* Data shown:
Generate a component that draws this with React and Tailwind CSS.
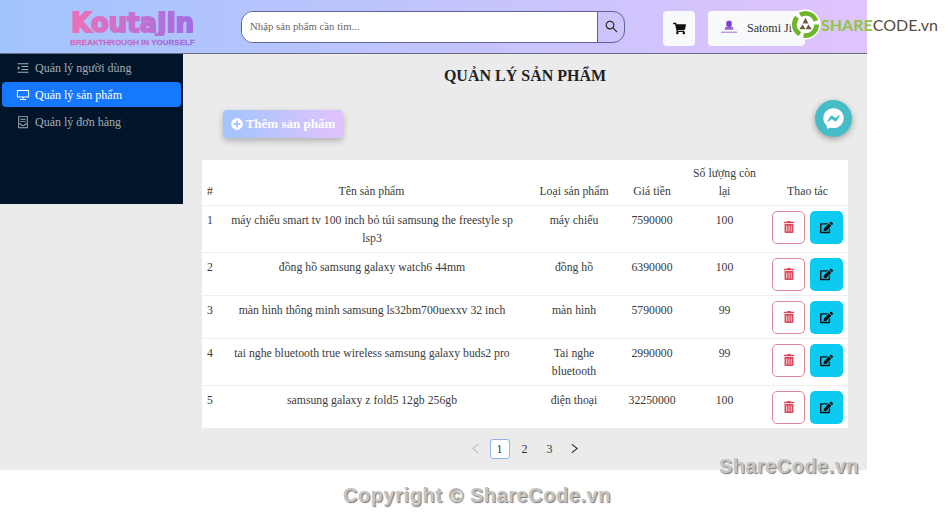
import React from "react";
import { AiOutlineDesktop, AiOutlineSearch, AiOutlineMenuUnfold, AiOutlineLeft, AiOutlineRight, AiOutlineContainer } from "react-icons/ai";
import { FaTrashAlt, FaEdit, FaShoppingCart, FaPlusCircle, FaFacebookMessenger } from "react-icons/fa";

const rows = [
  { id: 1, name: "máy chiếu smart tv 100 inch bỏ túi samsung the freestyle sp lsp3", type: "máy chiếu", price: "7590000", qty: "100", h: "h-[47px]" },
  { id: 2, name: "đồng hồ samsung galaxy watch6 44mm", type: "đồng hồ", price: "6390000", qty: "100", h: "h-[43px]" },
  { id: 3, name: "màn hình thông minh samsung ls32bm700uexxv 32 inch", type: "màn hình", price: "5790000", qty: "99", h: "h-[43px]" },
  { id: 4, name: "tai nghe bluetooth true wireless samsung galaxy buds2 pro", type: "Tai nghe bluetooth", price: "2990000", qty: "99", h: "h-[47px]" },
  { id: 5, name: "samsung galaxy z fold5 12gb 256gb", type: "điện thoại", price: "32250000", qty: "100", h: "h-[43px]" },
];

const menu = [
  { label: "Quản lý người dùng", Icon: AiOutlineMenuUnfold },
  { label: "Quản lý sản phẩm", Icon: AiOutlineDesktop, active: true },
  { label: "Quản lý đơn hàng", Icon: AiOutlineContainer },
];

function Logo() {
  return (
    <div className="flex flex-col items-start w-[127px]">
      <span className="text-[26px] leading-[25px] font-bold bg-gradient-to-r from-[#ee6fb4] to-[#9f6ce6] bg-clip-text text-transparent font-['DejaVu_Sans',sans-serif] [-webkit-text-stroke:2px_transparent] px-[1px]">KoutaJin</span>
      <span className="mt-[2px] text-[8px] leading-[9px] font-bold whitespace-nowrap bg-gradient-to-r from-[#d868b8] to-[#9a6ae0] bg-clip-text text-transparent font-['Liberation_Sans',sans-serif] [-webkit-text-stroke:0.3px_transparent]">BREAKTHROUGH IN YOURSELF</span>
    </div>
  );
}

export default function App() {
  return (
    <div className="relative w-[950px] h-[522px] overflow-hidden bg-white font-['Liberation_Serif',serif] text-[12px] text-[#333]">
      <div className="w-[867px] h-[470px] bg-[#ebebeb] flex flex-col">
        <header className="h-[54px] shrink-0 flex items-center border-b border-[#6b6b80] bg-gradient-to-r from-[#a1c4fd] to-[#e0c3fc]">
          <div className="ml-[70px] mt-[5px]"><Logo /></div>
          <div className="ml-[44px] w-[384px] h-[32px] flex rounded-[12px] border border-[#5f6390] overflow-hidden">
            <div className="flex-1 bg-white flex items-center pl-[8px] text-[10.75px] text-[#666]">Nhập sản phẩm cần tìm...</div>
            <div className="w-[27px] flex items-center justify-center border-l border-[#5f6390]"><AiOutlineSearch className="text-[15px] text-[#222]" /></div>
          </div>
          <div className="ml-[38px] w-[32px] h-[35px] rounded-[4px] bg-[#f8f9fa] flex items-center justify-center mt-[3px]"><FaShoppingCart className="text-[13px] text-[#111]" /></div>
          <div className="ml-[13px] w-[97px] h-[35px] rounded-[4px] bg-[#f8f9fa] flex items-center mt-[3px] overflow-hidden">
            <svg viewBox="0 0 24 20" className="ml-[10px] w-[22px] h-[18px]">
              <rect x="9" y="2" width="6" height="7" rx="2" fill="#7a3fd0" />
              <path d="M8 9h8l1 3H7z" fill="#9a5be0" />
              <rect x="3" y="14" width="18" height="1.5" fill="#8a55c8" opacity=".6" />
            </svg>
            <span className="ml-[7px] text-[12px] text-[#333] whitespace-nowrap">Satomi Jin</span>
          </div>
        </header>
        <div className="flex flex-1 min-h-0">
          <aside className="w-[183px] h-[150px] bg-[#001529] shrink-0 pt-[1px] px-[2px]">
            {menu.map(({ label, Icon, active }) => (
              <div key={label} className={`h-[25px] mb-[2px] rounded-[4px] flex items-center pl-[14px] gap-[5px] text-[12px] ${active ? "bg-[#1677ff] text-white" : "text-[#ffffffa6]"}`}>
                <Icon className="text-[14px]" />
                <span>{label}</span>
              </div>
            ))}
          </aside>
          <main className="relative flex-1 flex flex-col pl-[19px] pr-[20px]">
            <h1 className="mt-[12px] text-center text-[16px] leading-[20px] font-bold text-[#222]">QUẢN LÝ SẢN PHẨM</h1>
            <div className="mt-[24px] ml-[21px]">
              <button className="w-[120px] h-[28px] rounded-[4px] flex items-center justify-center gap-[3px] bg-gradient-to-r from-[#a1c4fd] to-[#e0c3fc] text-white font-bold text-[13px] shadow-[0_3px_6px_rgba(0,0,0,0.25)]">
                <FaPlusCircle className="text-[12px]" />Thêm sản phẩm
              </button>
            </div>
            <div className="absolute right-[16px] top-[46px] w-[37px] h-[37px] rounded-full bg-[#46bdc6] flex items-center justify-center shadow-[0_2px_6px_rgba(0,0,0,0.35)]">
              <FaFacebookMessenger className="text-[21px] text-white" />
            </div>
            <table className="mt-[22px] w-[646px] table-fixed border-collapse bg-white text-[11.75px] leading-[18px] text-[#3a3a3a]">
              <colgroup>
                <col className="w-[20px]" /><col className="w-[308px]" /><col className="w-[88px]" /><col className="w-[68px]" /><col className="w-[77px]" /><col className="w-[85px]" />
              </colgroup>
              <thead>
                <tr className="h-[45px] border-b border-[#eee] align-bottom">
                  <th className="font-normal text-left pl-[5px] pb-[4px]">#</th>
                  <th className="font-normal text-center pb-[4px] pr-[9px]">Tên sản phẩm</th>
                  <th className="font-normal text-center pb-[4px]">Loại sản phẩm</th>
                  <th className="font-normal text-center pb-[4px]">Giá tiền</th>
                  <th className="font-normal text-center pb-[4px] px-[5px]">Số lượng còn lại</th>
                  <th className="font-normal text-center pb-[4px] pl-[4px]">Thao tác</th>
                </tr>
              </thead>
              <tbody>
                {rows.map((r) => (
                  <tr key={r.id} className={`${r.h} border-b border-[#eee] align-top`}>
                    <td className="pl-[5px] pt-[6px]">{r.id}</td>
                    <td className="text-center pt-[6px] pl-[2px] pr-[10px]">{r.name}</td>
                    <td className="text-center pt-[6px] px-[15px]">{r.type}</td>
                    <td className="text-center pt-[6px]">{r.price}</td>
                    <td className="text-center pt-[6px]">{r.qty}</td>
                    <td className="pt-[5px]">
                      <div className="flex gap-[5px] pl-[9px]">
                        <div className="w-[33px] h-[33px] rounded-[5px] border border-[#dc8a9a] flex items-center justify-center"><FaTrashAlt className="text-[12px] text-[#dc4a5c]" /></div>
                        <div className="w-[33px] h-[33px] rounded-[5px] bg-[#0dcaf0] flex items-center justify-center"><FaEdit className="text-[13px] text-[#111]" /></div>
                      </div>
                    </td>
                  </tr>
                ))}
              </tbody>
            </table>
            <div className="mt-[10px] flex items-center justify-center gap-[5px] pr-[1px] h-[20px] text-[12px]">
              <span className="w-[19px] flex justify-center text-[#bbb]"><AiOutlineLeft className="text-[13px]" /></span>
              <span className="w-[20px] h-[20px] rounded-[3px] border border-[#91b4e8] bg-white flex items-center justify-center">1</span>
              <span className="w-[20px] flex justify-center">2</span>
              <span className="w-[20px] flex justify-center">3</span>
              <span className="w-[19px] flex justify-center text-[#222]"><AiOutlineRight className="text-[13px]" /></span>
            </div>
          </main>
        </div>
      </div>

      <div className="absolute left-[790px] top-[9px] flex items-center">
        <svg viewBox="0 0 32 32" className="w-[31px] h-[31px]">
          <circle cx="16" cy="16" r="15.5" fill="#fff" />
          <circle cx="16" cy="16" r="11.5" fill="none" stroke="#6fb52c" strokeWidth="5" strokeDasharray="20 4" />
          <path d="M16 9l3 6h-6zM9.5 21l3.5-5 3 5zM22.5 21l-3.5-5-3 5z" fill="#6b5a3e" />
        </svg>
        <span className="text-[16px] leading-[22px] font-['Lato',sans-serif] whitespace-nowrap">
          <span className="font-bold text-[#8cc63f]">SHARE</span><span className="text-[#5a4a36]">CODE.vn</span>
        </span>
      </div>
      <div className="absolute left-[719px] top-[454px] text-[20px] leading-[24px] tracking-[0.45px] font-bold text-[#c4c4c4] font-['Liberation_Sans',sans-serif] [text-shadow:1px_1px_1px_#777]">ShareCode.vn</div>
      <div className="absolute left-[343px] top-[483px] text-[20px] leading-[24px] tracking-[0.55px] font-bold text-[#c4c4c4] font-['Liberation_Sans',sans-serif] [text-shadow:1px_1px_1px_#777]">Copyright © ShareCode.vn</div>
    </div>
  );
}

* What to work on: Set down again, exactly, the lines of the material above from its first line to the one with "FaShoppingCart, FaPlusCircle, FaFacebookMessenger", inclusive. Leave the pictures out.

* The output:
Generate a component that draws this with React and Tailwind CSS.
import React from "react";
import { AiOutlineDesktop, AiOutlineSearch, AiOutlineMenuUnfold, AiOutlineLeft, AiOutlineRight, AiOutlineContainer } from "react-icons/ai";
import { FaTrashAlt, FaEdit, FaShoppingCart, FaPlusCircle, FaFacebookMessenger } from "react-icons/fa";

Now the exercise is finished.